I have already talked more than most want to hear about cover songs, about my theories about different kinds of cover songs. I am a bit obsessed, I admit, in an amateurish kind of way, with what I might call the ‘ontological’ status of the cover song. What about a song remains sufficiently the same when it is translated from one performance to another that we can call it the same song? What is of the essence in a song’s repeatability?

Ok, that’s only part of the obsession. The rest, or perhaps the bulk, is about what we can understand from comparing different versions of the same song and what we learn about artists and ourselves when other people’s songs must be played.

(I learned that I was, at best, a mediocre musician.)

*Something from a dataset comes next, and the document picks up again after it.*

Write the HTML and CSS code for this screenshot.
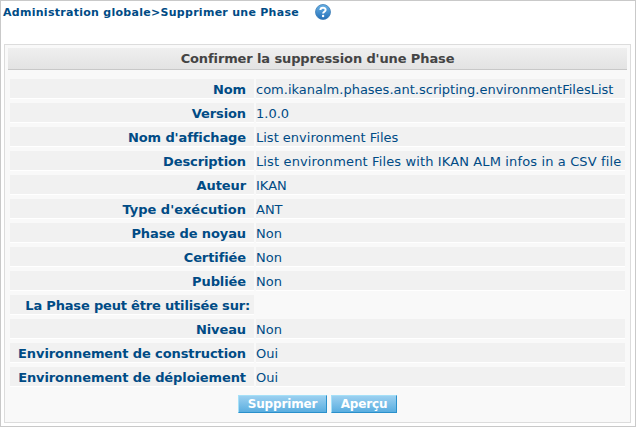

Everyone who learns to play the guitar experiments with playing other people’s songs. Some of us do only this; others of us spend as little time possible doing this before going on to try to write our own. But the end of the story is that pretty much everyone who plays the guitar plays cover songs.

Whether you play for 30,000 people in a sold-out arena or in your bathroom for the mirror and a cat, you perfect at least one of your favorite songs. You give it your own special twist just dreaming of the day that you can impress, move or at least wake up someone with your cover.

As I recently mentioned, for most wannabe and cub musicians, cover songs were something share with friends, something inflicted on strangers who wander into your proximity. Witnessing cover songs was something that happened by accident. But now, thanks to the interweb, cover songs can be packaged into short videos and shared with the world. We learn little of the context or personality of the performer, all we get is the performance of someone else’s songs.

I have been slightly obsessed with youtube covers, in part for the trainwreck effect—but I have also been amazed by the beauty and depth of some covers. I am not always impressed with the performance, but I am unmanned by the naked humanity on show for free online.

In my earlier post I mentioned a younger woman whose rendition of Mates of State’s “My Only Offer” was heart breaking in its simplicity and rawness. Another strange moment from the same girl: a cover of Bright Eye’s “First Day of My Life” starts with her asking her “best friend”, Janet the Cat, what song to sing:

Her vocals on this one are really nice (she hits a falsetto note that makes it seem like this song was written for a woman). The cover is still a bit fast, but I would buy it.

For the same song, this girl has a much jazzier voice (less heady, a little raspy) and many more fans (probably the eyes; she uses the camera better).

While she’s certainly good, I prefer the edgier, crazier cover, it seems less calculated. I don’t know if I want to know why she’s posting these videos.

From this same cover artist, however,  the cover of Bon Iver’s “Skinny Love” seems more raw and honest.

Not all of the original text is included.